--- BEGIN ---

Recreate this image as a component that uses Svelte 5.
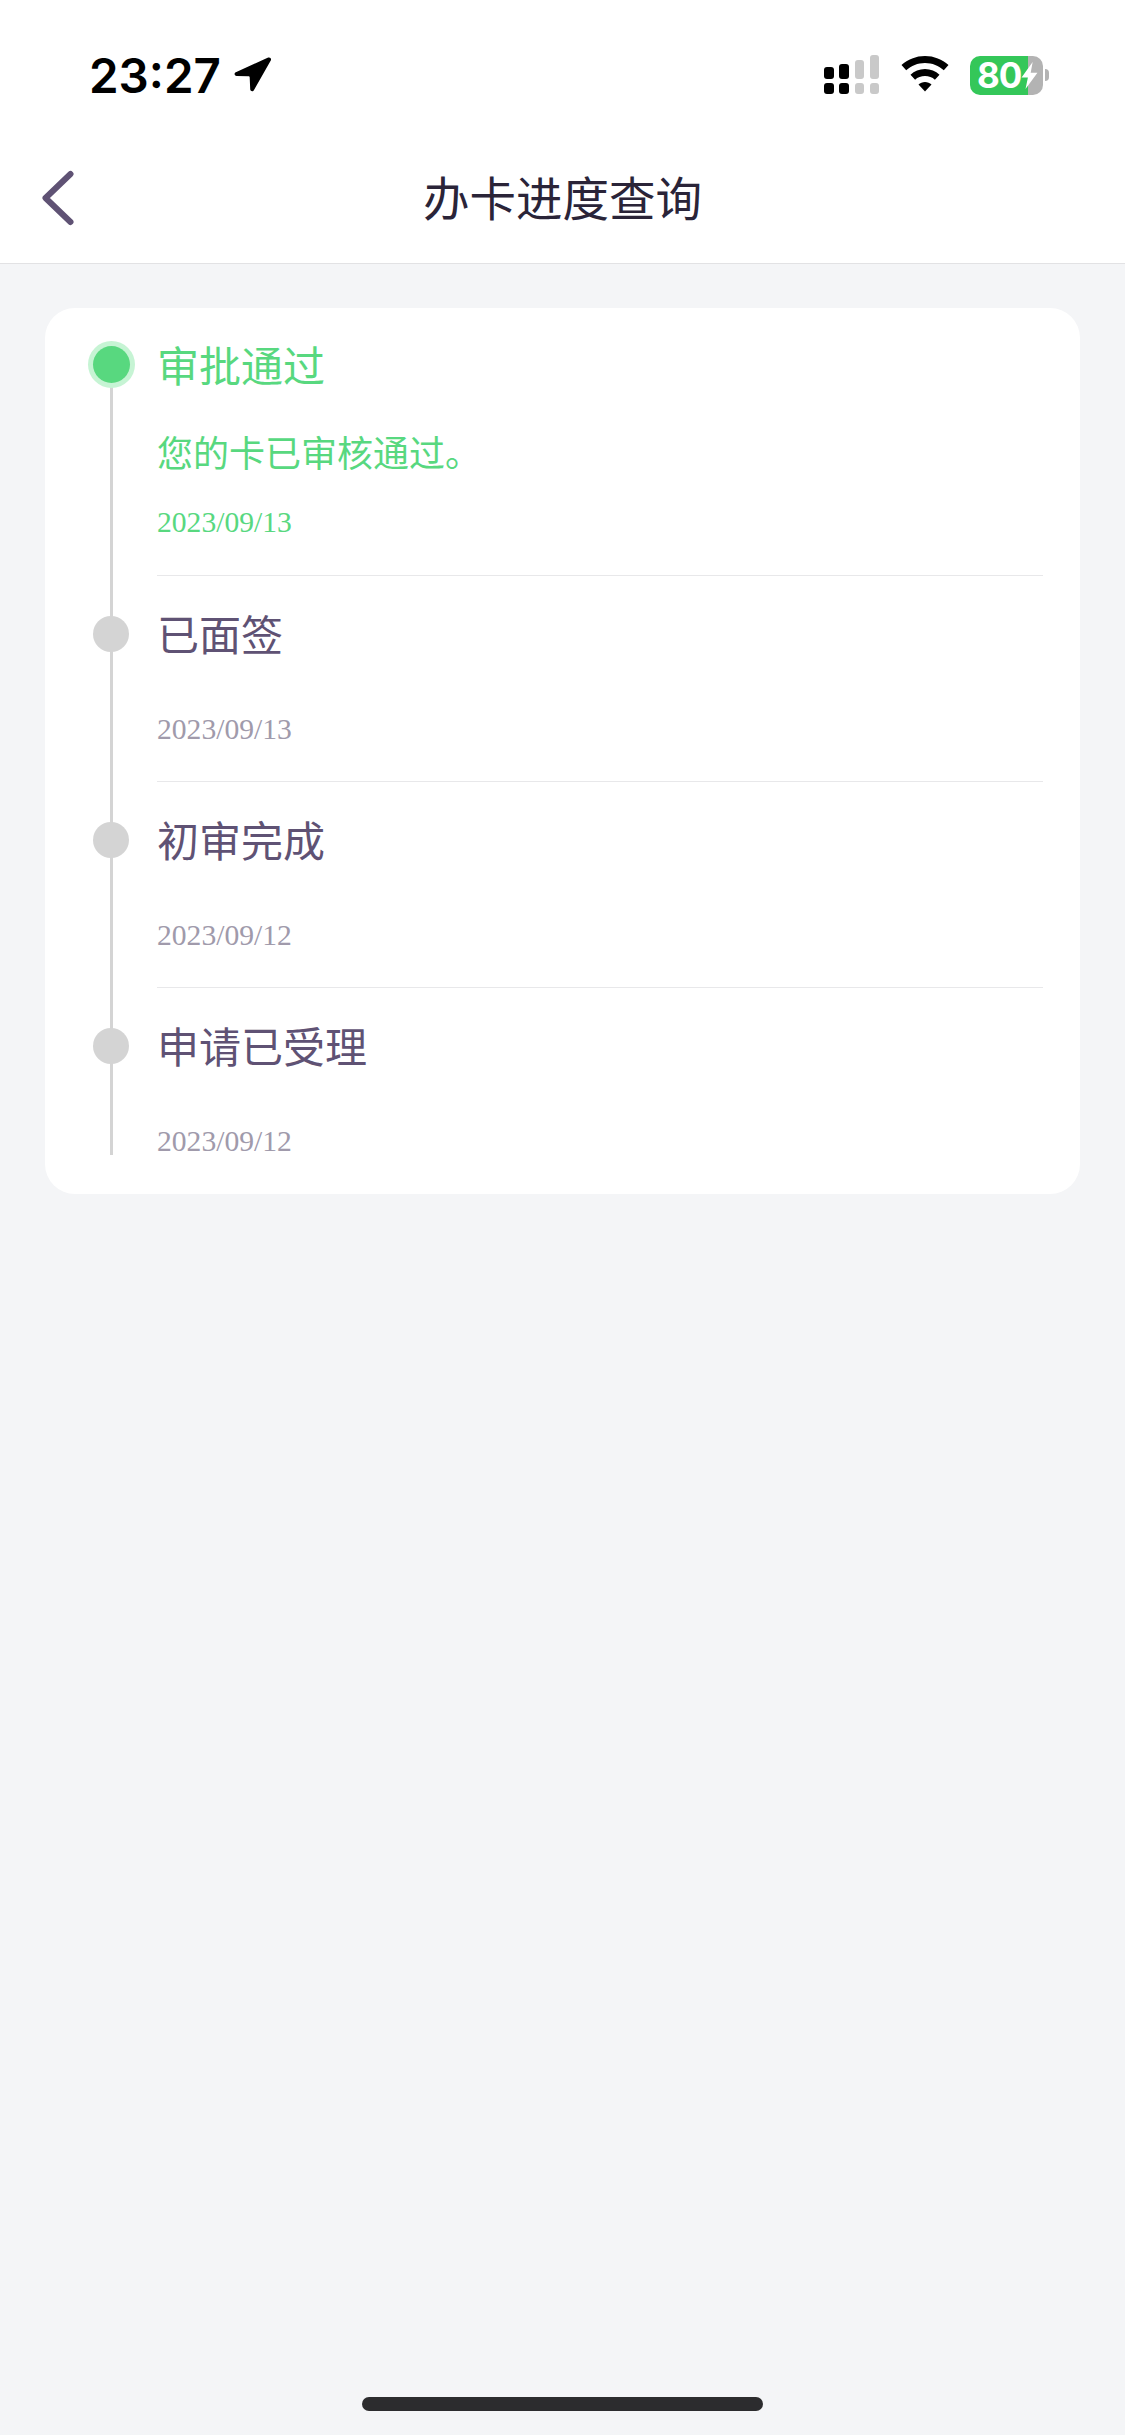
<script>
  const steps = [
    { title: '审批通过', note: '您的卡已审核通过。', date: '2023/09/13', active: true },
    { title: '已面签', date: '2023/09/13' },
    { title: '初审完成', date: '2023/09/12' },
    { title: '申请已受理', date: '2023/09/12' }
  ];
</script>

<div class="page">
  <header class="head">
    <div class="status">
      <div class="clock">
        <span class="time">23:27</span>
        <svg class="arrow" width="40" height="40" viewBox="0 0 40 40">
          <path d="M36.2 2.6 3.8 17.2c-2 .9-1.400 3.800.8 3.800l11.800.3c.8 0 1.300.5 1.300 1.300l.5 11.600c.1 2.200 3 2.700 3.800.7L38.900 5.200c.7-1.700-1-3.300-2.700-2.600Z" fill="#000" />
        </svg>
      </div>
      <div class="indicators">
        <svg width="56" height="40" viewBox="0 0 56 40">
          <rect x="0" y="12" width="10" height="12" rx="3" fill="#000" />
          <rect x="15" y="9" width="10" height="15" rx="3" fill="#000" />
          <rect x="31" y="5" width="9" height="19" rx="3" fill="#c9c9c9" />
          <rect x="46" y="0" width="9" height="24" rx="3" fill="#c9c9c9" />
          <rect x="0" y="28" width="10" height="11" rx="3" fill="#000" />
          <rect x="15" y="28" width="10" height="11" rx="3" fill="#000" />
          <rect x="31" y="28" width="9" height="11" rx="3" fill="#c9c9c9" />
          <rect x="46" y="28" width="9" height="11" rx="3" fill="#c9c9c9" />
        </svg>
        <svg class="wifi" width="48" height="36" viewBox="0 0 48 36">
          <path d="M24 0c9 0 17.300 3.400 23.500 9.100l-4.700 5.200C37.800 9.800 31.200 7 24 7S10.200 9.800 5.200 14.300L.5 9.100C6.700 3.400 15 0 24 0Z" fill="#000" />
          <path d="M24 13c5.600 0 10.700 2.100 14.500 5.700l-4.600 5C31.300 21.300 27.800 20 24 20s-7.300 1.300-9.900 3.700l-4.600-5C13.300 15.100 18.400 13 24 13Z" fill="#000" />
          <path d="M24 26c2.500 0 4.800.9 6.500 2.500L24 35.500l-6.500-7C19.200 26.900 21.500 26 24 26Z" fill="#000" />
        </svg>
        <div class="battery">
          <div class="cell">
            <span class="level">80</span>
            <svg class="bolt" width="17" height="27" viewBox="0 0 20 34">
              <path d="M14 0 0 19.500h8L5 34 20 13.500h-8.500Z" fill="#fff" />
            </svg>
          </div>
          <span class="nub"></span>
        </div>
      </div>
    </div>
    <nav class="nav">
      <button class="back" aria-label="返回">
        <svg width="34" height="56" viewBox="0 0 34 56">
          <path d="M29.500 4 4.500 28l25 24" fill="none" stroke="#5f5274" stroke-width="6" stroke-linecap="round" stroke-linejoin="round" />
        </svg>
      </button>
      <h1>办卡进度查询</h1>
    </nav>
  </header>

  <main class="content">
    <section class="card">
      {#each steps as step}
        <div class="step" class:active={step.active}>
          <span class="dot"></span>
          <div class="title">{step.title}</div>
          {#if step.note}
            <div class="note">{step.note}</div>
          {/if}
          <div class="date" class:spaced={!step.note}>{step.date}</div>
        </div>
      {/each}
    </section>
  </main>

  <div class="home-bar"></div>
</div>

<style>
  :global(body) {
    margin: 0;
    background: #f4f5f7;
  }

  .page {
    display: flex;
    flex-direction: column;
    height: 2435px;
    background: #f4f5f7;
    font-family: "Noto Sans CJK SC", "Noto Sans", sans-serif;
  }

  .head {
    background: #fff;
    border-bottom: 1px solid #e2e2e4;
  }

  .status {
    display: flex;
    justify-content: space-between;
    align-items: flex-start;
    height: 140px;
    box-sizing: border-box;
    padding: 47px 76px 0 89px;
  }

  .clock {
    display: flex;
    align-items: center;
    gap: 11px;
  }

  .time {
    font-family: Inter, sans-serif;
    font-size: 47.500px;
    font-weight: 600;
    line-height: 58px;
    color: #000;
  }

  .arrow {
    margin-bottom: 3px;
  }

  .indicators {
    display: flex;
    align-items: center;
    gap: 21px;
    margin-top: 8px;
  }

  .wifi {
    margin-bottom: 2px;
  }

  .battery {
    display: flex;
    align-items: center;
    gap: 2px;
  }

  .cell {
    display: flex;
    align-items: center;
    width: 73px;
    height: 39px;
    box-sizing: border-box;
    padding-left: 7px;
    border-radius: 10px;
    background: linear-gradient(90deg, #34c759 0 80%, #b3b3b3 80% 100%);
  }

  .level {
    font-family: Inter, sans-serif;
    font-size: 35px;
    font-weight: 700;
    line-height: 39px;
    letter-spacing: -1px;
    color: #fff;
  }

  .bolt {
    flex: none;
  }

  .nub {
    width: 4px;
    height: 12px;
    border-radius: 0 6px 6px 0;
    background: #b3b3b3;
  }

  .nav {
    position: relative;
    display: flex;
    align-items: center;
    justify-content: center;
    height: 123px;
    box-sizing: border-box;
    padding-bottom: 12px;
  }

  .back {
    position: absolute;
    left: 41px;
    top: 30px;
    padding: 0;
    border: 0;
    background: none;
    line-height: 0;
  }

  h1 {
    margin: 0;
    font-size: 46.500px;
    font-weight: 400;
    line-height: 60px;
    color: #2a2438;
  }

  .content {
    flex: 1;
    padding: 44px 45px 0;
  }

  .card {
    padding: 0 37px 0 112px;
    border-radius: 30px;
    background: #fff;
  }

  .step {
    position: relative;
    padding: 30px 0 32px;
    color: #5f5274;
    border-bottom: 1px solid #e8e8ea;
  }

  .step:last-child {
    padding-bottom: 33px;
    border-bottom: 0;
  }

  .step::before {
    content: "";
    position: absolute;
    left: -47px;
    top: 0;
    bottom: -1px;
    width: 3px;
    background: #d4d4d4;
  }

  .step:first-child::before {
    top: 57px;
  }

  .step:last-child::before {
    bottom: 39px;
  }

  .dot {
    position: absolute;
    left: -64px;
    top: 40px;
    width: 36px;
    height: 36px;
    border-radius: 50%;
    background: #d4d4d4;
  }

  .title {
    font-size: 42px;
    line-height: 54px;
  }

  .note {
    margin-top: 35px;
    font-size: 36px;
    line-height: 50px;
  }

  .date {
    margin-top: 26px;
    font-family: "Liberation Serif", serif;
    font-size: 29.600px;
    line-height: 40px;
    color: #a09aab;
  }

  .date.spaced {
    margin-top: 49px;
  }

  .active {
    color: #58d87f;
    padding-top: 29px;
    padding-bottom: 33px;
  }

  .active .date {
    color: #58d87f;
  }

  .active .dot {
    left: -64.500px;
    top: 37.500px;
    width: 37px;
    height: 37px;
    background: #58d87f;
    box-shadow: 0 0 0 5px #c6f4d4;
  }

  .home-bar {
    align-self: center;
    width: 401px;
    height: 14px;
    margin-bottom: 24px;
    border-radius: 7px;
    background: #2c2c2e;
  }
</style>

--- END ---

▶ **Exercise aim**: Transcribe the whole listing exactly. Pictures are excluded.

▶ **Answer below**:
Recreate this image as a component that uses Svelte 5.
<script>
  const steps = [
    { title: '审批通过', note: '您的卡已审核通过。', date: '2023/09/13', active: true },
    { title: '已面签', date: '2023/09/13' },
    { title: '初审完成', date: '2023/09/12' },
    { title: '申请已受理', date: '2023/09/12' }
  ];
</script>

<div class="page">
  <header class="head">
    <div class="status">
      <div class="clock">
        <span class="time">23:27</span>
        <svg class="arrow" width="40" height="40" viewBox="0 0 40 40">
          <path d="M36.2 2.6 3.8 17.2c-2 .9-1.400 3.800.8 3.800l11.800.3c.8 0 1.300.5 1.300 1.300l.5 11.600c.1 2.200 3 2.700 3.800.7L38.900 5.200c.7-1.700-1-3.300-2.700-2.600Z" fill="#000" />
        </svg>
      </div>
      <div class="indicators">
        <svg width="56" height="40" viewBox="0 0 56 40">
          <rect x="0" y="12" width="10" height="12" rx="3" fill="#000" />
          <rect x="15" y="9" width="10" height="15" rx="3" fill="#000" />
          <rect x="31" y="5" width="9" height="19" rx="3" fill="#c9c9c9" />
          <rect x="46" y="0" width="9" height="24" rx="3" fill="#c9c9c9" />
          <rect x="0" y="28" width="10" height="11" rx="3" fill="#000" />
          <rect x="15" y="28" width="10" height="11" rx="3" fill="#000" />
          <rect x="31" y="28" width="9" height="11" rx="3" fill="#c9c9c9" />
          <rect x="46" y="28" width="9" height="11" rx="3" fill="#c9c9c9" />
        </svg>
        <svg class="wifi" width="48" height="36" viewBox="0 0 48 36">
          <path d="M24 0c9 0 17.300 3.400 23.500 9.100l-4.700 5.200C37.800 9.800 31.200 7 24 7S10.200 9.800 5.200 14.300L.5 9.100C6.700 3.400 15 0 24 0Z" fill="#000" />
          <path d="M24 13c5.600 0 10.700 2.100 14.500 5.700l-4.600 5C31.300 21.300 27.800 20 24 20s-7.300 1.300-9.900 3.700l-4.600-5C13.300 15.100 18.400 13 24 13Z" fill="#000" />
          <path d="M24 26c2.500 0 4.800.9 6.500 2.500L24 35.500l-6.500-7C19.200 26.900 21.500 26 24 26Z" fill="#000" />
        </svg>
        <div class="battery">
          <div class="cell">
            <span class="level">80</span>
            <svg class="bolt" width="17" height="27" viewBox="0 0 20 34">
              <path d="M14 0 0 19.500h8L5 34 20 13.500h-8.500Z" fill="#fff" />
            </svg>
          </div>
          <span class="nub"></span>
        </div>
      </div>
    </div>
    <nav class="nav">
      <button class="back" aria-label="返回">
        <svg width="34" height="56" viewBox="0 0 34 56">
          <path d="M29.500 4 4.500 28l25 24" fill="none" stroke="#5f5274" stroke-width="6" stroke-linecap="round" stroke-linejoin="round" />
        </svg>
      </button>
      <h1>办卡进度查询</h1>
    </nav>
  </header>

  <main class="content">
    <section class="card">
      {#each steps as step}
        <div class="step" class:active={step.active}>
          <span class="dot"></span>
          <div class="title">{step.title}</div>
          {#if step.note}
            <div class="note">{step.note}</div>
          {/if}
          <div class="date" class:spaced={!step.note}>{step.date}</div>
        </div>
      {/each}
    </section>
  </main>

  <div class="home-bar"></div>
</div>

<style>
  :global(body) {
    margin: 0;
    background: #f4f5f7;
  }

  .page {
    display: flex;
    flex-direction: column;
    height: 2435px;
    background: #f4f5f7;
    font-family: "Noto Sans CJK SC", "Noto Sans", sans-serif;
  }

  .head {
    background: #fff;
    border-bottom: 1px solid #e2e2e4;
  }

  .status {
    display: flex;
    justify-content: space-between;
    align-items: flex-start;
    height: 140px;
    box-sizing: border-box;
    padding: 47px 76px 0 89px;
  }

  .clock {
    display: flex;
    align-items: center;
    gap: 11px;
  }

  .time {
    font-family: Inter, sans-serif;
    font-size: 47.500px;
    font-weight: 600;
    line-height: 58px;
    color: #000;
  }

  .arrow {
    margin-bottom: 3px;
  }

  .indicators {
    display: flex;
    align-items: center;
    gap: 21px;
    margin-top: 8px;
  }

  .wifi {
    margin-bottom: 2px;
  }

  .battery {
    display: flex;
    align-items: center;
    gap: 2px;
  }

  .cell {
    display: flex;
    align-items: center;
    width: 73px;
    height: 39px;
    box-sizing: border-box;
    padding-left: 7px;
    border-radius: 10px;
    background: linear-gradient(90deg, #34c759 0 80%, #b3b3b3 80% 100%);
  }

  .level {
    font-family: Inter, sans-serif;
    font-size: 35px;
    font-weight: 700;
    line-height: 39px;
    letter-spacing: -1px;
    color: #fff;
  }

  .bolt {
    flex: none;
  }

  .nub {
    width: 4px;
    height: 12px;
    border-radius: 0 6px 6px 0;
    background: #b3b3b3;
  }

  .nav {
    position: relative;
    display: flex;
    align-items: center;
    justify-content: center;
    height: 123px;
    box-sizing: border-box;
    padding-bottom: 12px;
  }

  .back {
    position: absolute;
    left: 41px;
    top: 30px;
    padding: 0;
    border: 0;
    background: none;
    line-height: 0;
  }

  h1 {
    margin: 0;
    font-size: 46.500px;
    font-weight: 400;
    line-height: 60px;
    color: #2a2438;
  }

  .content {
    flex: 1;
    padding: 44px 45px 0;
  }

  .card {
    padding: 0 37px 0 112px;
    border-radius: 30px;
    background: #fff;
  }

  .step {
    position: relative;
    padding: 30px 0 32px;
    color: #5f5274;
    border-bottom: 1px solid #e8e8ea;
  }

  .step:last-child {
    padding-bottom: 33px;
    border-bottom: 0;
  }

  .step::before {
    content: "";
    position: absolute;
    left: -47px;
    top: 0;
    bottom: -1px;
    width: 3px;
    background: #d4d4d4;
  }

  .step:first-child::before {
    top: 57px;
  }

  .step:last-child::before {
    bottom: 39px;
  }

  .dot {
    position: absolute;
    left: -64px;
    top: 40px;
    width: 36px;
    height: 36px;
    border-radius: 50%;
    background: #d4d4d4;
  }

  .title {
    font-size: 42px;
    line-height: 54px;
  }

  .note {
    margin-top: 35px;
    font-size: 36px;
    line-height: 50px;
  }

  .date {
    margin-top: 26px;
    font-family: "Liberation Serif", serif;
    font-size: 29.600px;
    line-height: 40px;
    color: #a09aab;
  }

  .date.spaced {
    margin-top: 49px;
  }

  .active {
    color: #58d87f;
    padding-top: 29px;
    padding-bottom: 33px;
  }

  .active .date {
    color: #58d87f;
  }

  .active .dot {
    left: -64.500px;
    top: 37.500px;
    width: 37px;
    height: 37px;
    background: #58d87f;
    box-shadow: 0 0 0 5px #c6f4d4;
  }

  .home-bar {
    align-self: center;
    width: 401px;
    height: 14px;
    margin-bottom: 24px;
    border-radius: 7px;
    background: #2c2c2e;
  }
</style>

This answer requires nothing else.